In the race Leclerc was in a good position with Verstappen suffering from a misbehaving DRS, and being thrown into the gravel by gusts of wind at Turn 4, but it was not meant to be. The F1-75 lost power and that was it.
With Verstappen going on to win the race, the Dutchman now has three wins in a row, and incredible momentum on his side, which means Ferrari and Leclerc need to stop that as soon as Monaco next weekend, if they hope to prevent the reigning World Champion from running away with it.
The F1-75 should be handy around Monaco’s slow corners especially with it power unit’s drivability that helps the car shoot away quickly out of corners, and Leclerc knows how to deliver a fast lap around his home town.
However, he must keep it out of the wall, and Ferrari must bring their A-game operationally, or else Red Bull will have a chance to deepen the Reds’ wounds, keeping in mind that Mercedes – reborn in Spain – are worth monitoring in Monaco.
Keep an eye on Mercedes from now on
Mercedes have always said that they will focus on sorting out the “porpoising” of their car before bringing any performance updates. They are adamant that the W13 has some serious pace in it once it focuses on going rather than bouncing.
Well in Barcelona, the bouncing was gone, and without any major updates, the 2022 Silver Arrow was pretty fast, especially in the hands of Lewis Hamilton who went from last, after the early contact with Kevin Magnussen, to fifth in what is supposedly the third-fastest car on the grid, with fourth being the ideal result had it not been for the water leak he suffered.
Now, with “porpoising” out of the way, the eight-time Constructors’ Champions can now focus on extracting the performance they always insisted they had in the W13.
Mercedes claiming they can still fight for the Championship, which is not an outlandish claim by the way, as George Russell – amazing drive in Barcelona – is only 36 points behind Verstappen in the Drivers’ Standings.

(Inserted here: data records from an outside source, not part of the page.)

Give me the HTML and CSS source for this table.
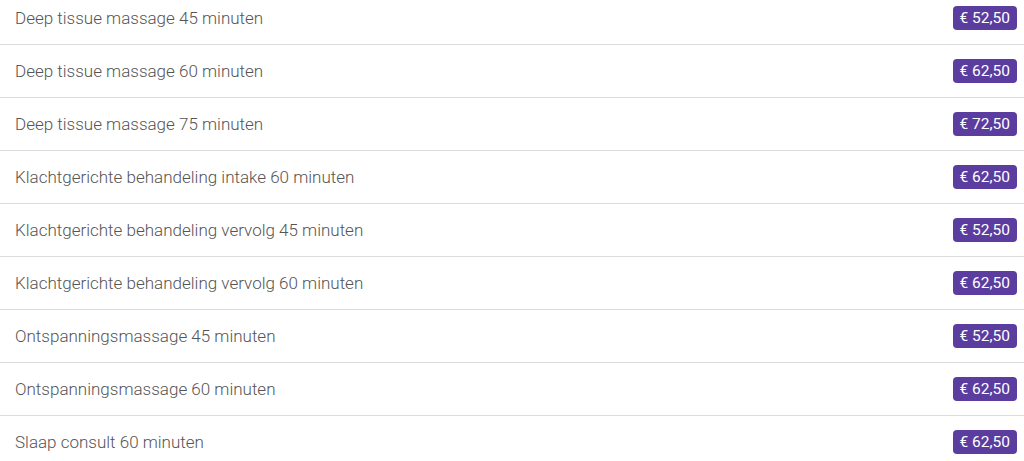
FILE: index.html
```html
<!DOCTYPE html>
<html lang="nl">
<head>
<meta charset="utf-8">
<link rel="stylesheet" href="styles.css">
</head>
<body>
<ul class="prices">
  <li class="row"><span class="name">Deep tissue massage 45 minuten</span><span class="badge">€ 52,50</span></li>
  <li class="row"><span class="name">Deep tissue massage 60 minuten</span><span class="badge">€ 62,50</span></li>
  <li class="row"><span class="name">Deep tissue massage 75 minuten</span><span class="badge">€ 72,50</span></li>
  <li class="row"><span class="name">Klachtgerichte behandeling intake 60 minuten</span><span class="badge">€ 62,50</span></li>
  <li class="row"><span class="name">Klachtgerichte behandeling vervolg 45 minuten</span><span class="badge">€ 52,50</span></li>
  <li class="row"><span class="name">Klachtgerichte behandeling vervolg 60 minuten</span><span class="badge">€ 62,50</span></li>
  <li class="row"><span class="name">Ontspanningsmassage 45 minuten</span><span class="badge">€ 52,50</span></li>
  <li class="row"><span class="name">Ontspanningsmassage 60 minuten</span><span class="badge">€ 62,50</span></li>
  <li class="row"><span class="name">Slaap consult 60 minuten</span><span class="badge">€ 62,50</span></li>
</ul>
</body>
</html>
```

FILE: styles.css
```css
html, body {
  margin: 0;
  padding: 0;
  background: #fff;
  overflow: hidden;
}
body {
  font-family: Roboto, "Liberation Sans", sans-serif;
  font-size: 17px;
  color: #555;
}
.prices {
  list-style: none;
  margin: -8px 0 0 0;
  padding: 0;
}
.row {
  display: flex;
  align-items: center;
  justify-content: space-between;
  padding: 14px 7px 14px 15px;
  border-bottom: 1px solid #dcdcdc;
  line-height: 24px;
}
.name {
  font-weight: 300;
}
.badge {
  background: #5b3c9f;
  color: #fff;
  border-radius: 4px;
  padding: 0 7px;
  height: 24px;
  line-height: 24px;
  font-size: 15.5px;
  font-weight: 400;
}
```
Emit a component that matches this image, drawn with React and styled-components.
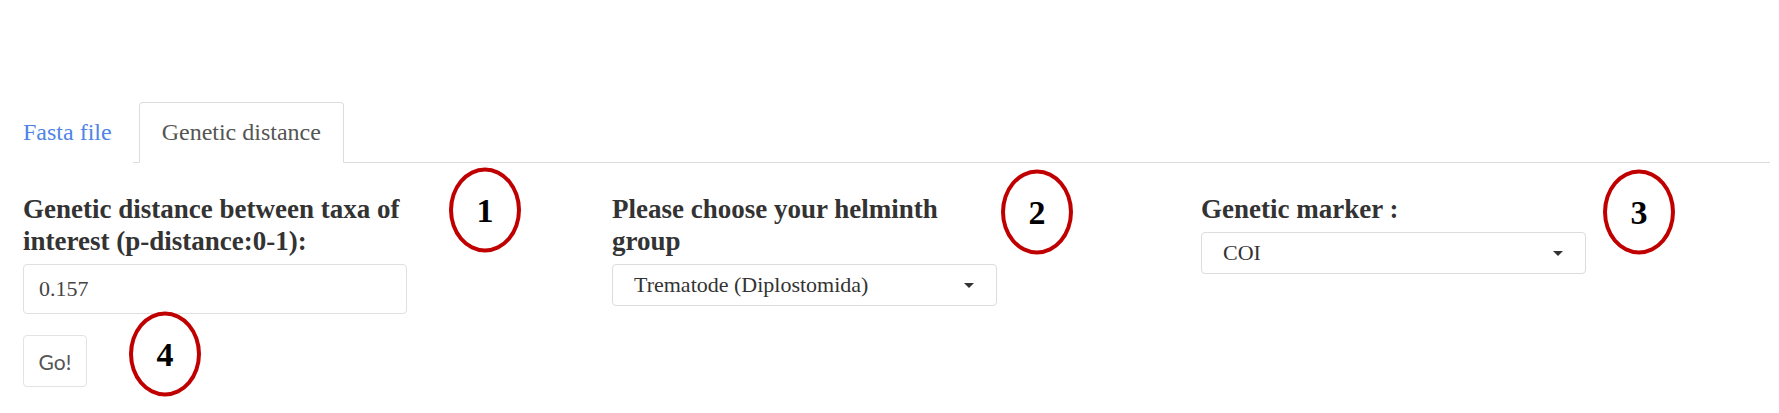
import React from 'react';
import styled, { createGlobalStyle } from 'styled-components';

const GlobalStyle = createGlobalStyle`
  html, body {
    margin: 0;
    padding: 0;
    background: #fff;
  }
  body {
    font-family: 'Liberation Serif', 'Times New Roman', serif;
    color: #333;
  }
`;

const Page = styled.div`
  position: relative;
  width: 1779px;
  height: 413px;
  padding: 102px 9px 0 2px;
  box-sizing: border-box;
`;

const TabBar = styled.ul`
  display: flex;
  gap: 6px;
  margin: 0;
  padding: 0;
  list-style: none;
  border-bottom: 1px solid #dddddd;
`;

const Tab = styled.li`
  height: 59px;
  display: flex;
  align-items: center;
  padding: 0 ${(p) => (p.$active ? 22 : 20)}px;
  margin-bottom: -1px;
  font-size: 24px;
  color: ${(p) => (p.$active ? '#555' : '#4f84e6')};
  background: #fff;
  border: 1px solid ${(p) => (p.$active ? '#dddddd' : 'transparent')};
  border-bottom-color: ${(p) => (p.$active ? '#fff' : 'transparent')};
  border-radius: 4px 4px 0 0;
  cursor: pointer;
`;

const Panel = styled.div`
  display: grid;
  grid-template-columns: repeat(3, 589px);
  padding: 30px 0 0 21px;
`;

const Field = styled.div`
  display: flex;
  flex-direction: column;
  align-items: flex-start;
`;

const Label = styled.label`
  width: 392px;
  margin-bottom: 7px;
  font-size: 27px;
  font-weight: bold;
  line-height: 32px;
  color: #333;
`;

const TextInput = styled.input`
  width: 384px;
  height: 50px;
  box-sizing: border-box;
  padding: 0 15px;
  font-family: 'Liberation Serif', 'Times New Roman', serif;
  font-size: 22px;
  color: #444;
  border: 1px solid #e0e0e0;
  border-radius: 4px;
  outline: none;
`;

const SelectBox = styled.div`
  width: 385px;
  height: 42px;
  box-sizing: border-box;
  display: flex;
  align-items: center;
  justify-content: space-between;
  padding: 0 22px 0 21px;
  font-size: 22px;
  color: #333;
  border: 1px solid #dcdcdc;
  border-radius: 4px;
`;

const Caret = styled.span`
  width: 0;
  height: 0;
  border-left: 5px solid transparent;
  border-right: 5px solid transparent;
  border-top: 5px solid #333;
`;

const Button = styled.button`
  margin-top: 21px;
  width: 64px;
  height: 52px;
  padding: 0;
  font-family: 'Lato', 'Open Sans', sans-serif;
  font-size: 21px;
  color: #555;
  background: #fff;
  border: 1px solid #e3e3e3;
  border-radius: 4px;
`;

const Marker = styled.div`
  position: absolute;
  width: 64px;
  height: 77px;
  display: flex;
  align-items: center;
  justify-content: center;
  border: 4px solid #c00000;
  border-radius: 50%;
  transform: translate(-50%, -50%);
  font-size: 34px;
  font-weight: bold;
  color: #000;
`;

const markers = [
  { n: 1, x: 485, y: 210 },
  { n: 2, x: 1037, y: 212 },
  { n: 3, x: 1639, y: 212 },
  { n: 4, x: 165, y: 354 },
];

const Select = ({ value }) => (
  <SelectBox>
    <span>{value}</span>
    <Caret />
  </SelectBox>
);

const App = () => (
  <>
    <GlobalStyle />
    <Page>
      <TabBar>
        <Tab>Fasta file</Tab>
        <Tab $active>Genetic distance</Tab>
      </TabBar>
      <Panel>
        <Field>
          <Label>Genetic distance between taxa of interest (p-distance:0-1):</Label>
          <TextInput defaultValue="0.157" />
          <Button>Go!</Button>
        </Field>
        <Field>
          <Label>Please choose your helminth group</Label>
          <Select value="Trematode (Diplostomida)" />
        </Field>
        <Field>
          <Label>Genetic marker :</Label>
          <Select value="COI" />
        </Field>
      </Panel>
      {markers.map((m) => (
        <Marker key={m.n} style={{ left: m.x, top: m.y }}>
          {m.n}
        </Marker>
      ))}
    </Page>
  </>
);

export default App;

Red Bull and Ferrari should be wary of the silver threat…
Lewis Hamilton’s radio message
Now this issue has been one of the major talking points in the aftermath of the Spanish Grand Prix, but with many downplaying it, I feel it is worth giving it a mention.
Hamilton has come back from more difficult situations in races before, and always had the “never-give-up” attitude along with a steely determination in an F1 car.
His radio message to the team to retire the car just after his contact with Magnussen was out of desperation no doubt. He has gone through much lately.
He lost the Championship in Abu Dhabi last December in controversy, and then got slapped in the face with the fact that his car in 2022 “was” a lemon (not anymore though).
He has to deal with a new teammate in the form of George Russell, who is far off from the obedient Valtteri Bottas, and let’s not forget his latest saga with the FIA about his jewellery.
Getting that puncture at the start of Spanish Grand Prix was him being “beaten-when-down”, so frustration would be expected to surface, but I would have expected a rant from him over the radio, not what we heard.
Lewis is human after all, and is bound to get drained, but it has only been five tough races prior to Barcelona not a whole season in a slow car. What would he have done had he been in Fernando Alonso’s place in McLaren between 2015 and 2018.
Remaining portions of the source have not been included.